The interest in RFCs shown in particular by the quotations that open this introduction but also acknowledged in Michel Elie’s account invite us to consider their central role; the date of the first RFC is still considered as highly symbolic. Paul Baran’s diagram on the centralised, distributed and decentralised vision of a network continues to be a reference. While Alexandre Serres mentioned the recurrences of “ARPANET þ history” on AltaVista, it is also worth noting the similar test carried out by Paul Baran (an image search in Google gives millions of results). But the mention of RFCs is also recurrent, this time reflecting a distributed and peer-to-peer organisational framework. Sandra Braman’s work (2011, 2012, 2013) has provided fruitful analyses of RFCs, which today remain the symbol of a pioneering spirit open to contribution and peer-to-peer methods, as Michel Elie remembers when he recalls his time at UCLA in 1969-1970 and the contributions he made.

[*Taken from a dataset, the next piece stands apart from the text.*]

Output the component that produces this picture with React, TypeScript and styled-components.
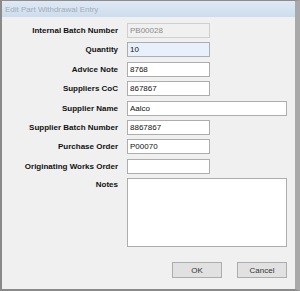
import * as React from 'react';
import styled, { createGlobalStyle } from 'styled-components';

const GlobalStyle = createGlobalStyle`
    html, body {
        margin: 0;
        padding: 0;
        background: #f0f0f0;
    }
    * {
        box-sizing: border-box;
    }
`

const Window = styled.div`
    width: 300px;
    height: 291px;
    display: flex;
    flex-direction: column;
    background-color: #f0f0f0;
    border-top: 1px solid #8c8c8c;
    border-left: 2px solid #8a8a8a;
    border-bottom: 2px solid #8a8a8a;
    border-right: 5px solid #a9a9a9;
    font-family: "Liberation Sans", Arial, sans-serif;
`

const TitleBar = styled.div`
    height: 16px;
    display: flex;
    align-items: center;
    padding-left: 3px;
    background: linear-gradient(#dfe9f5, #cddcec);
    color: #a3adb8;
    font-size: 8px;
`

const Body = styled.div`
    flex: 1;
    display: flex;
    flex-direction: column;
    padding: 6px 8px 0 0;
`

const Form = styled.div`
    display: grid;
    grid-template-columns: 116px 1fr;
    grid-template-rows: repeat(8, 15px) 69px;
    column-gap: 9px;
    row-gap: 4.375px;
`

const Label = styled.label<{ $top?: boolean }>`
    display: flex;
    justify-content: flex-end;
    align-items: ${props => props.$top ? 'flex-start' : 'center'};
    padding-top: ${props => props.$top ? '2px' : '0'};
    font-size: 8px;
    font-weight: bold;
    color: #111;
    white-space: nowrap;
`

const Field = styled.input<{ $wide?: boolean; $focused?: boolean }>`
    display: block;
    width: ${props => props.$wide ? '160px' : '83px'};
    height: 15px;
    margin: 0;
    padding: 0 2px;
    border: 1px solid #adadad;
    background-color: ${props => props.$focused ? '#e8f0fb' : '#fff'};
    font-family: "Liberation Sans", Arial, sans-serif;
    font-size: 8px;
    color: #111;
    outline: none;

    &:disabled {
        background-color: #f0f0f0;
        border-color: #cfcfcf;
        color: #8a8a8a;
    }
`

const Notes = styled.textarea`
    display: block;
    width: 160px;
    height: 69px;
    margin: 0;
    padding: 2px;
    border: 1px solid #adadad;
    background: #fff;
    resize: none;
    outline: none;
`

const ButtonRow = styled.div`
    display: flex;
    justify-content: flex-end;
    gap: 15px;
    margin-top: 15px;
`

const Button = styled.button`
    width: 50px;
    height: 16px;
    padding: 0;
    border: 1px solid #adadad;
    background-color: #e1e1e1;
    font-family: "Liberation Sans", Arial, sans-serif;
    font-size: 8px;
    color: #333;
`

const fields = [
    { label: 'Internal Batch Number', value: 'PB00028', disabled: true },
    { label: 'Quantity', value: '10', focused: true },
    { label: 'Advice Note', value: '8768' },
    { label: 'Suppliers CoC', value: '867867' },
    { label: 'Supplier Name', value: 'Aalco', wide: true },
    { label: 'Supplier Batch Number', value: '8867867' },
    { label: 'Purchase Order', value: 'P00070' },
    { label: 'Originating Works Order', value: '' },
]

export default function App() {
    return (
        <>
            <GlobalStyle />
            <Window>
                <TitleBar>Edit Part Withdrawal Entry</TitleBar>
                <Body>
                    <Form>
                        {fields.map(f => (
                            <React.Fragment key={f.label}>
                                <Label>{f.label}</Label>
                                <div>
                                    <Field
                                        defaultValue={f.value}
                                        disabled={f.disabled}
                                        $wide={f.wide}
                                        $focused={f.focused}
                                    />
                                </div>
                            </React.Fragment>
                        ))}
                        <Label $top>Notes</Label>
                        <div>
                            <Notes />
                        </div>
                    </Form>
                    <ButtonRow>
                        <Button>OK</Button>
                        <Button>Cancel</Button>
                    </ButtonRow>
                </Body>
            </Window>
        </>
    );
}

In addition to the fact that RFCs constitute an extraordinary memory of the network for historians, this example of openness based on technical competence, informal and peer-to-peer discussion more flexible than traditional standards bodies, would foster both the adaptability of the network and also a process of broad stakeholder involvement.

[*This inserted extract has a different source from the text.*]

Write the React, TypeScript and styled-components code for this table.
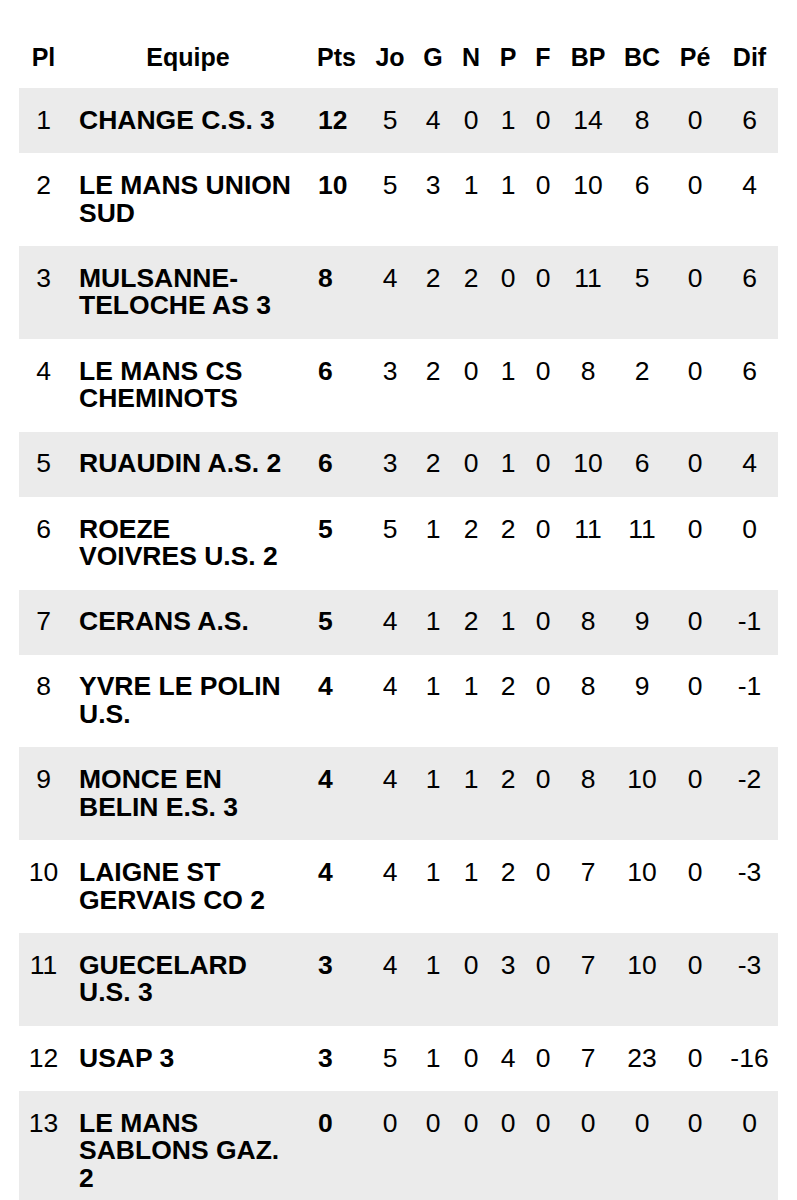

This phenomenon of creating interest through openness and participation is not negligible. Openness guaranteed publicity. As Vinton Cerf (1990, pp. 22-23) noted:

A guy named Gerard Le Lann (sic) was at IRIA working with Pouzin and came to my lab at Stanford for a year and had a lot to do with the early discussions of what the TCP would look like. So did Bob Metcalfe, it turns out. Metcalfe was at Xerox at the time and in June of 1973 we began working together, Le Lann, Metcalfe, and I, on the design of the host-to-host protocol for INTERNET. Eventually Metcalfe got impatient with the rate at which things were going. I was trying to get a large number of people to agree on a set of protocols, and every time you brought in a new player we had to go through the argument again. Meanwhile Metcalfe had five or six guys over at Xerox trying to get the local area nets running. Finally they said they didn’t want to wait until this process of agreement and consensus finally concluded, so they went off on a slightly different tack and invented XNS that took some different choices than the TCP did. And they got it up and running before ours, in fact. Of course in the long run we’ve… They kept it secret, and that was a mistake, I guess, now looking back. If they hadn’t kept it secret, we might all be using XNS instead of TCP. But as it stood, TCP turned out to be the open protocol that everybody had a finger in at one time or another. That is just how it all worked out.

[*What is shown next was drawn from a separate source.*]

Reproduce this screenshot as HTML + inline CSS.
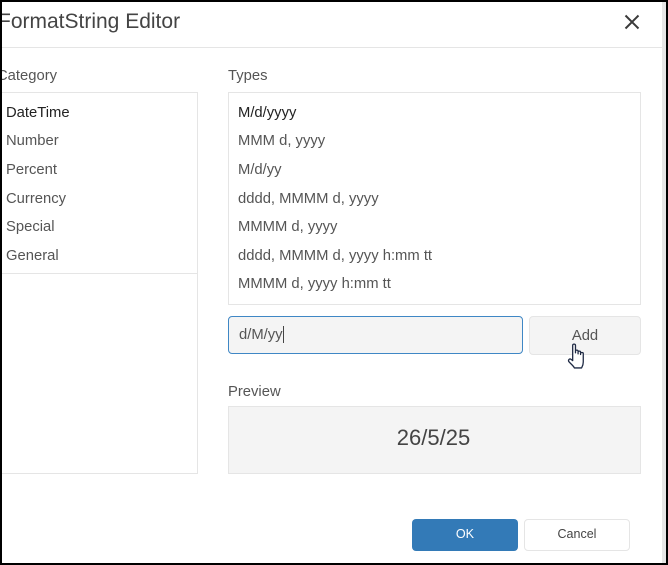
<!DOCTYPE html>
<html>
<head>
<meta charset="utf-8">
<style>
html,body{margin:0;padding:0;background:#fff}
#p{position:relative;width:668px;height:565px;overflow:hidden;background:#fff;font-family:"Liberation Sans",sans-serif;font-size:14.8px;color:#555}
#p div{position:absolute;box-sizing:border-box;white-space:nowrap}
.t{line-height:16px}
.box{border:1px solid #e5e5e5;background:#fff}
</style>
</head>
<body>
<div id="p">
<div style="left:662px;top:0;width:4px;height:565px;background:#e6e6e6"></div>
<div style="left:2px;top:47px;width:660px;height:1px;background:#e5e5e5"></div>

<div class="t" style="left:-2px;top:10px;line-height:24px;font-size:21px;color:#444">FormatString Editor</div>
<svg style="position:absolute;left:624px;top:14px" width="16" height="16" viewBox="0 0 16 16"><path d="M1.5 1.5L14.5 14.5M14.5 1.5L1.5 14.5" stroke="#3a3a3a" stroke-width="2" fill="none"/></svg>

<div class="t" style="left:-3px;top:68px;color:#555">Category</div>
<div class="t" style="left:228px;top:68px;color:#555">Types</div>

<div class="box" style="left:-2px;top:92px;width:200px;height:382px"></div>
<div style="left:2px;top:273px;width:195px;height:1px;background:#e5e5e5"></div>
<div class="t" style="left:6px;top:105px;color:#222">DateTime</div>
<div class="t" style="left:6px;top:133px">Number</div>
<div class="t" style="left:6px;top:162px">Percent</div>
<div class="t" style="left:6px;top:191px">Currency</div>
<div class="t" style="left:6px;top:219px">Special</div>
<div class="t" style="left:6px;top:248px">General</div>

<div class="box" style="left:228px;top:92px;width:413px;height:213px"></div>
<div class="t" style="left:238px;top:105px;color:#222">M/d/yyyy</div>
<div class="t" style="left:238px;top:133px">MMM d, yyyy</div>
<div class="t" style="left:238px;top:162px">M/d/yy</div>
<div class="t" style="left:238px;top:191px">dddd, MMMM d, yyyy</div>
<div class="t" style="left:238px;top:219px">MMMM d, yyyy</div>
<div class="t" style="left:238px;top:248px">dddd, MMMM d, yyyy h:mm tt</div>
<div class="t" style="left:238px;top:276px">MMMM d, yyyy h:mm tt</div>

<div style="left:228px;top:316px;width:295px;height:38px;background:#f4f4f4;border:1px solid #3f87c5;border-radius:4px"></div>
<div class="t" style="left:239px;top:327px">d/M/yy</div>
<div style="left:283px;top:326px;width:1px;height:17px;background:#444"></div>

<div class="t" style="left:529px;top:316px;width:112px;height:39px;line-height:39px;background:#f4f4f4;border:1px solid #e5e5e5;border-radius:4px;text-align:center">Add</div>

<svg style="position:absolute;left:566px;top:342px" width="22" height="27" viewBox="0 0 20 25"><path d="M6 16.5V3.2C6 1.6 8.6 1.6 8.6 3.2V10V8.6C8.6 7.2 11 7.2 11 8.6V11V9.4C11 8.1 13.3 8.1 13.3 9.4V11.6V10.6C13.3 9.4 15.8 9.4 15.8 10.6V18.5C15.8 21.5 15 22.5 14.2 24H7.6C6.6 22 5 21 2.6 18.4C1.4 16.8 3 15 4.4 16L6 17.2Z" fill="#fff" stroke="#1f2a44" stroke-width="1.2" stroke-linejoin="round"/></svg>

<div class="t" style="left:228px;top:384px">Preview</div>
<div style="left:228px;top:406px;width:413px;height:68px;background:#f4f4f4;border:1px solid #e5e5e5"></div>
<div style="left:227px;top:426px;width:413px;height:24px;line-height:24px;text-align:center;font-size:22px;color:#444">26/5/25</div>

<div style="left:412px;top:519px;width:106px;height:32px;line-height:30px;background:#337ab7;border-radius:4px;color:#fff;text-align:center;font-size:12.6px">OK</div>
<div style="left:524px;top:519px;width:106px;height:32px;line-height:29px;background:#fff;border:1px solid #e5e5e5;border-radius:4px;color:#444;text-align:center;font-size:12.5px">Cancel</div>

<div style="left:0;top:0;width:668px;height:2px;background:#000"></div>
<div style="left:0;top:0;width:2px;height:565px;background:#000"></div>
<div style="left:0;top:563px;width:668px;height:2px;background:#000"></div>
<div style="left:666px;top:0;width:2px;height:565px;background:#000"></div>
</div>
</body>
</html>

This symbol of ARPANET’s intellectual and organisational openness has become an aspect that is regularly cited in the Internet neutrality debates or by those who criticise the excessively unilateral governance that currently characterises the Internet and the confiscation of the spirit of openness by companies or countries.

But it is also worth considering, beyond this symbolic heritage, a technical heritage that Gerard Le Lann emphasises when he refers to smart vehicle or energy networks in which distributed network pioneers like Robert Metcalfe are involved. This suggests that we need to think not only about “When old technologies were new,” to quote Carolyn Marvin (1990), but also when new technologies are old.